MacLeod is a composer who has an extraordinary business model: he releases his music for free in exchange for credit, or a $30 licensing fee if uncredited. His work has become popular with indie filmmakers, video game designers, Youtubers, and has even been used in the film Hugo, commercials, and pornography. He has ended up being one of the most credited people on IMDB.
Royalty Free has two major themes, MacLeod’s personal story, and the wider cultural/industrial context. The personal side showed MacLeod being a man from Wisconsin who was interested in music and computers, and after years of financial struggle was able to make a living as a composer. MacLeod and his friends talked about his creative process, mainly that he has to be in a bad mood to be creative, that he was willing to help out a collaborator financially after being screwed by his commission, and MacLeod’s struggles with depression. MacLeod told some fun stories like hanging up on Martin Scorsese’s people and working on film thinking it was a comedy only to find out later it was meant to be an earnest horror film.
Royalty Free set out to show two of the great levellers in the music industry: the first being technology, the second was the internet. MacLeod was able to create orchestral-sounding music using just a keyboard, whilst the internet made access to royalty free music easier. The documentary establishes that Youtube’s crackdown on copyrighted materials was a Godsend for MacLeod because creators needed cheap music.

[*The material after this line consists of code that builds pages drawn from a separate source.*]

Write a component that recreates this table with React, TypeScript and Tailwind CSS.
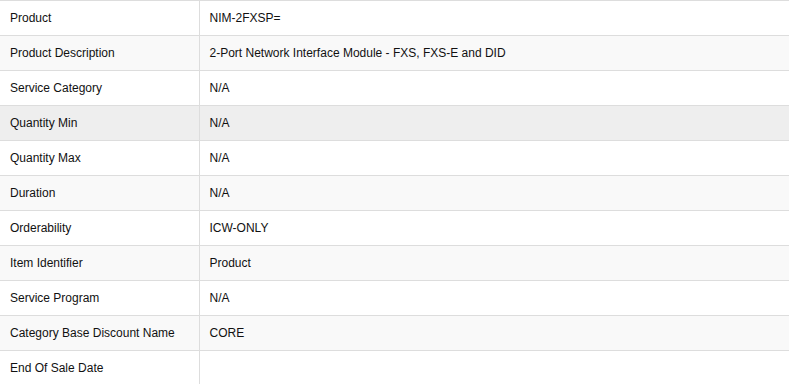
const rows: [string, string][] = [
  ["Product", "NIM-2FXSP="],
  ["Product Description", "2-Port Network Interface Module - FXS, FXS-E and DID"],
  ["Service Category", "N/A"],
  ["Quantity Min", "N/A"],
  ["Quantity Max", "N/A"],
  ["Duration", "N/A"],
  ["Orderability", "ICW-ONLY"],
  ["Item Identifier", "Product"],
  ["Service Program", "N/A"],
  ["Category Base Discount Name", "CORE"],
  ["End Of Sale Date", ""],
]

export default function App() {
  return (
    <div className="w-[789px] h-[384px] overflow-hidden bg-white font-['Liberation_Sans',Arial,sans-serif] text-[12px] text-[#111111]">
      <table className="w-full border-collapse">
        <tbody>
          {rows.map(([label, value], i) => {
            const last = i === rows.length - 1
            const rowBg = i === 3 ? "bg-[#eeeeee]" : i % 2 === 1 ? "bg-[#f9f9f9]" : "bg-white"
            return (
              <tr key={label} className={rowBg}>
                <td className="w-[199px] border-t border-[#dddddd] px-[10px] py-[9px] leading-[16px] align-middle">
                  {label}
                </td>
                <td
                  className={`border-t border-l border-[#dddddd] px-[10px] py-[9px] leading-[16px] align-middle ${
                    last ? "bg-white" : ""
                  }`}
                >
                  {value}
                </td>
              </tr>
            )
          })}
        </tbody>
      </table>
    </div>
  )
}
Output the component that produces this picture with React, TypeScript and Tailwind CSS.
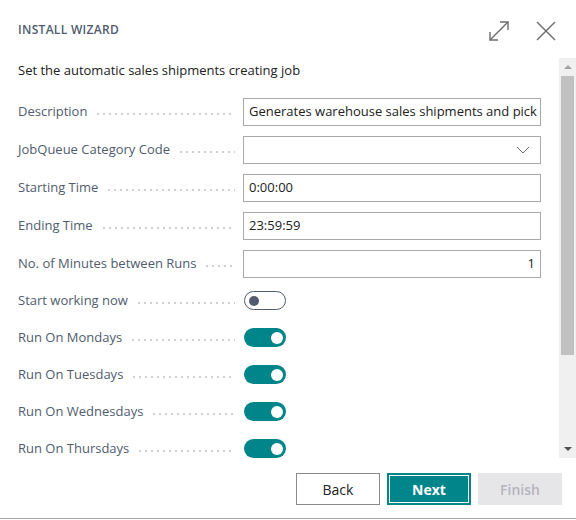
import React from "react";

const font = { fontFamily: '"Segoe UI", "Open Sans", "Noto Sans", sans-serif' };

const Leader = () => (
  <div className="flex-1 mx-[8px] h-[2px] mt-[4px] bg-[radial-gradient(circle,#cfcfcf_0.7px,transparent_1px)] bg-[length:6px_2px] bg-repeat-x" />
);

const Field: React.FunctionComponent<{ label: string; children: React.ReactNode }> = ({ label, children }) => (
  <div className="flex items-center">
    <div className="flex items-center w-[225px] shrink-0">
      <span className="text-[13px] text-[#505c6d] whitespace-nowrap">{label}</span>
      <Leader />
    </div>
    {children}
  </div>
);

const TextBox: React.FunctionComponent<{ value?: string; right?: boolean; select?: boolean }> = ({ value, right, select }) => (
  <div
    className={`w-[298px] h-[28px] border border-[#a9a9a9] bg-white flex items-center px-[5px] text-[13px] text-[#212121] overflow-hidden whitespace-nowrap ${
      right ? "justify-end" : "justify-between"
    }`}
  >
    <span>{value}</span>
    {select && (
      <svg width="14" height="8" viewBox="0 0 14 8" className="mr-[5px]">
        <path d="M1 1 L7 7 L13 1" fill="none" stroke="#6b6b6b" strokeWidth="1" />
      </svg>
    )}
  </div>
);

const Toggle: React.FunctionComponent<{ on?: boolean }> = ({ on }) =>
  on ? (
    <div className="ml-[1px] w-[42px] h-[19px] rounded-full bg-[#00858a] flex items-center justify-end px-[3px]">
      <div className="w-[12px] h-[12px] rounded-full bg-white" />
    </div>
  ) : (
    <div className="ml-[1px] w-[42px] h-[19px] rounded-full border border-[#505c6d] bg-white flex items-center px-[4px]">
      <div className="w-[10px] h-[10px] rounded-full bg-[#505c6d]" />
    </div>
  );

const App: React.FunctionComponent<{}> = () => {
  const days = ["Run On Mondays", "Run On Tuesdays", "Run On Wednesdays", "Run On Thursdays"];

  return (
    <div className="w-[576px] h-[520px] bg-white flex flex-col overflow-hidden" style={font}>
      <div className="h-[58px] flex items-start justify-between pl-[18px] pr-[20px] pt-[20px]">
        <h1 className="text-[12px] font-semibold text-[#505c6d] tracking-[0.3px] mt-[1px]">INSTALL WIZARD</h1>
        <div className="flex items-center gap-[26px]">
          <svg width="22" height="22" viewBox="0 0 22 22">
            <g fill="none" stroke="#6e6e6e" strokeWidth="1.4">
              <path d="M2 20 L20 2" />
              <path d="M12 2 H20 V10" />
              <path d="M2 12 V20 H10" />
            </g>
          </svg>
          <svg width="20" height="20" viewBox="0 0 20 20">
            <g fill="none" stroke="#6e6e6e" strokeWidth="1.4">
              <path d="M1 1 L19 19" />
              <path d="M19 1 L1 19" />
            </g>
          </svg>
        </div>
      </div>

      <div className="h-[400px] flex">
        <div className="flex-1 pl-[18px] pt-[4px]">
          <p className="text-[13px] text-[#212121] leading-[16px]">Set the automatic sales shipments creating job</p>
          <div className="flex flex-col gap-[10px] mt-[20px]">
            <Field label="Description">
              <TextBox value="Generates warehouse sales shipments and pick" />
            </Field>
            <Field label="JobQueue Category Code">
              <TextBox select />
            </Field>
            <Field label="Starting Time">
              <TextBox value="0:00:00" />
            </Field>
            <Field label="Ending Time">
              <TextBox value="23:59:59" />
            </Field>
            <Field label="No. of Minutes between Runs">
              <TextBox value="1" right />
            </Field>
          </div>
          <div className="flex flex-col mt-[4px]">
            <div className="h-[37px] flex items-center">
              <Field label="Start working now">
                <Toggle />
              </Field>
            </div>
            {days.map((d) => (
              <div key={d} className="h-[37px] flex items-center">
                <Field label={d}>
                  <Toggle on />
                </Field>
              </div>
            ))}
          </div>
        </div>
        <div className="w-[17px] bg-[#f0f0f0] flex flex-col items-center">
          <div className="h-[18px] flex items-center justify-center">
            <div className="w-0 h-0 border-l-[4px] border-r-[4px] border-b-[4px] border-l-transparent border-r-transparent border-b-[#a3a3a3]" />
          </div>
          <div className="w-[13px] h-[279px] bg-[#c1c1c1]" />
          <div className="flex-1" />
          <div className="h-[18px] flex items-center justify-center">
            <div className="w-0 h-0 border-l-[4px] border-r-[4px] border-t-[4px] border-l-transparent border-r-transparent border-t-[#505050]" />
          </div>
        </div>
      </div>

      <div className="flex justify-end gap-[7px] pr-[14px] pt-[15px]">
        <button className="w-[84px] h-[32px] border border-[#8a8a8a] bg-white text-[14px] text-[#212121]">Back</button>
        <button className="w-[84px] h-[32px] bg-[#00858a] p-[2px]">
          <div className="w-full h-full border border-white flex items-center justify-center text-[14px] font-bold text-white">
            Next
          </div>
        </button>
        <button className="w-[84px] h-[32px] bg-[#e6e6e9] text-[14px] font-semibold text-[#b4b4bd]">Finish</button>
      </div>
      <div className="flex-1" />
      <div className="h-[1px] bg-[#a9a9a9] mb-[1px]" />
    </div>
  );
};

export default App;
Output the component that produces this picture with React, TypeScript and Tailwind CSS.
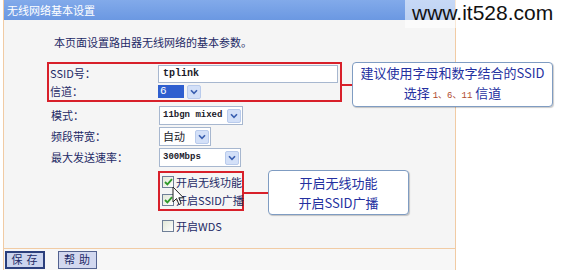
import React from "react";

const cjk = "font-['Noto_Sans_CJK_SC','Noto_Sans',sans-serif]";
const mono = "font-['Liberation_Mono','Noto_Sans_CJK_SC',monospace]";

function Arrow() {
  return (
    <span className="flex h-[14px] w-[14px] shrink-0 items-center justify-center rounded-[2px] border border-[#b9cbec] bg-[#d3e0f8]">
      <svg width="8" height="6" viewBox="0 0 8 6">
        <path d="M1 1.2 L4 4.4 L7 1.2" fill="none" stroke="#3a5fb0" strokeWidth="1.6" />
      </svg>
    </span>
  );
}

function Select({ width, text, cn }: { width: string; text: string; cn?: boolean }) {
  return (
    <div className={`flex h-[19px] ${width} items-center justify-between border border-[#a7b7cf] bg-white pl-[3px] pr-[1px]`}>
      <span className={`whitespace-nowrap leading-none text-[#1a1a2a] ${cn ? cjk + " text-[11px]" : mono + " text-[9px] font-bold"}`}>{text}</span>
      <Arrow />
    </div>
  );
}

function Check({ checked, label }: { checked?: boolean; label: string }) {
  return (
    <div className="flex items-center gap-[2px] whitespace-nowrap">
      <span className="flex h-[12px] w-[12px] shrink-0 items-center justify-center border border-[#6f7f97] bg-gradient-to-br from-[#e2e8d8] to-[#fdfdfd]">
        {checked && (
          <svg width="9" height="8" viewBox="0 0 9 8">
            <path d="M1 4 L3.4 6.4 L8 1.2" fill="none" stroke="#2f9a2a" strokeWidth="1.8" />
          </svg>
        )}
      </span>
      <span className={`whitespace-nowrap text-[11px] leading-none text-[#1e2a66] ${cjk}`}>{label}</span>
    </div>
  );
}

function Row({ label, children, h = "h-[21px]" }: { label: string; children: React.ReactNode; h?: string }) {
  return (
    <div className={`flex ${h} items-center`}>
      <span className={`w-[109px] shrink-0 whitespace-nowrap pl-[1px] text-[11px] leading-none text-[#1e2a66] ${cjk}`}>{label}</span>
      {children}
    </div>
  );
}

export default function App() {
  return (
    <div className="relative flex h-[270px] w-[561px] overflow-hidden bg-white">
      {/* router settings panel */}
      <div className="ml-[3px] flex h-full w-[453px] flex-col border-x border-[#f1cba4] bg-[#f5f5f5]">
        <div className={`flex h-[20px] items-center bg-gradient-to-b from-[#82aaea] to-[#6b98e2] pl-[3px] text-[11px] text-white ${cjk}`}>
          无线网络基本设置
        </div>

        <div className="flex flex-1 flex-col border-b border-[#f1cba4] pl-[43px]">
          <p className={`mt-[14px] h-[16px] whitespace-nowrap pl-[7px] text-[11px] leading-[16px] text-[#1e2a66] ${cjk}`}>
            本页面设置路由器无线网络的基本参数。
          </p>

          <div className="mt-[12px] w-[295px] border-2 border-[#d8202a]">
            <Row label="SSID号：" h="h-[19px]">
              <div className={`flex h-[18px] w-[180px] items-center border border-[#a7b7cf] bg-white pl-[4px] text-[10px] font-bold text-[#1a1a2a] ${mono}`}>
                tplink
              </div>
            </Row>
            <Row label="信道：" h="h-[17px]">
              <div className="flex h-[15px] w-[44px] items-center justify-between pr-[1px]">
                <span className={`flex h-[13px] w-[26px] items-center bg-[#2f5fcf] pl-[2px] text-[11px] leading-none text-white ${mono}`}>6</span>
                <Arrow />
              </div>
            </Row>
          </div>

          <div className="mt-[3px] pl-[3px]">
            <Row label="模式：">
              <Select width="w-[84px]" text="11bgn mixed" />
            </Row>
            <Row label="频段带宽：">
              <Select width="w-[52px]" text="自动" cn />
            </Row>
            <Row label="最大发送速率：">
              <Select width="w-[82px]" text="300Mbps" />
            </Row>
          </div>

          <div className="ml-[111px] mt-[3px] flex h-[40px] w-[86px] flex-col justify-center border-2 border-[#d8202a] pl-[2px]">
            <div className="flex h-[18px] items-center">
              <Check checked label="开启无线功能" />
            </div>
            <div className="flex h-[18px] items-center">
              <Check checked label="开启SSID广播" />
            </div>
          </div>
          <div className="ml-[115px] mt-[5px] flex h-[20px] items-center">
            <Check label="开启WDS" />
          </div>
        </div>

        <div className="flex h-[21px] items-center gap-[13px] bg-[#f7f7f7] pl-[1px]">
          <button className={`flex h-[18px] w-[40px] items-center justify-center border-2 border-[#2b3f7c] bg-[#cbd4ee] pl-[3px] text-[11px] tracking-[4px] text-[#1e2a66] ${cjk}`}>
            保存
          </button>
          <button className={`flex h-[18px] w-[39px] items-center justify-center border border-[#53628f] bg-[#d2d8ef] pl-[3px] text-[11px] tracking-[4px] text-[#1e2a66] ${cjk}`}>
            帮助
          </button>
        </div>
      </div>

      {/* annotation: SSID / channel */}
      <div className="absolute left-[342px] top-[84px] h-[2px] w-[10px] bg-[#d8202a]" />
      <div className={`absolute left-[352px] top-[62px] flex h-[45px] w-[201px] flex-col items-center justify-center rounded-[4px] border border-[#7f9cc2] bg-white leading-[20px] text-[#2430a0] shadow-[1px_1px_1px_rgba(0,0,0,0.2)] ${cjk}`}>
        <span className="whitespace-nowrap text-[13px]">建议使用字母和数字结合的SSID</span>
        <span className="whitespace-nowrap text-[13px]">
          选择 <span className={`text-[9px] text-[#b04a2c] ${mono}`}>1、6、11</span> 信道
        </span>
      </div>

      {/* annotation: wireless / broadcast */}
      <div className="absolute left-[244px] top-[192px] h-[2px] w-[24px] bg-[#d8202a]" />
      <div className={`absolute left-[268px] top-[170px] flex h-[45px] w-[141px] flex-col items-center justify-center rounded-[4px] border border-[#7f9cc2] bg-white text-[13px] leading-[20px] text-[#2430a0] shadow-[1px_1px_1px_rgba(0,0,0,0.2)] ${cjk}`}>
        <span className="whitespace-nowrap">开启无线功能</span>
        <span className="whitespace-nowrap">开启SSID广播</span>
      </div>

      {/* mouse pointer */}
      <svg className="absolute left-[172px] top-[186px]" width="13" height="20" viewBox="0 0 13 20">
        <path d="M1 1 L1 16 L4.5 12.5 L7 18.5 L9.2 17.5 L6.8 11.8 L11.5 11.8 Z" fill="#fff" stroke="#222" strokeWidth="1" strokeLinejoin="round" />
      </svg>

      {/* watermark */}
      <div className="absolute left-[405px] top-0 h-[28px] w-[156px] bg-white/55" />
      <span className="absolute left-[412px] top-[1px] font-['Liberation_Sans',Arial,sans-serif] text-[21px] leading-[24px] text-[#111]">
        www.it528.com
      </span>
    </div>
  );
}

The documentary does tackle some wider issues. It established that there had been a movement towards synthesizers in the music industry, particularly in Broadway, which led to a backlash from actors and musicians. Royalty Free frame these people as Luddites who were trying to resist the inevitable. The documentary does acknowledge some of the darker consequences of MacLeod’s success. He is hated by the musical community because he is seen as a man who takes away jobs, and MacLeod’s music has been used by unsavoury people like David Duke and Milo Yiannopoulos. MacLeod ends up being defensive with his arguments being music can’t be political and he’s simply a musical version of Amazon or Walmart. He doesn’t come across well here.
Royalty Free uses talking heads, archive footage, animations, and oddly, puppets. This was done well enough, the talking heads being generally positive towards MacLeod – there were his friends, collaborators, and people who have used his music. They state MacLeod’s good nature like even when he was screwed over by a filmmaker, MacLeod would work with them again, and MacLeod’s reluctance to travel. The animation and puppets made the description of how MacLeod’s business model worked.
The documentary was narrated by its director Ryan Camarda. Sadly, Camarda was not a natural narrator because he had a dull speaking voice. He should have hired a voiceover artist.
Royalty Free was an interesting little documentary, especially for people interested in music, internet content, and how art and business collide.
Summary
A heartfelt documentary, if a little flappy at times.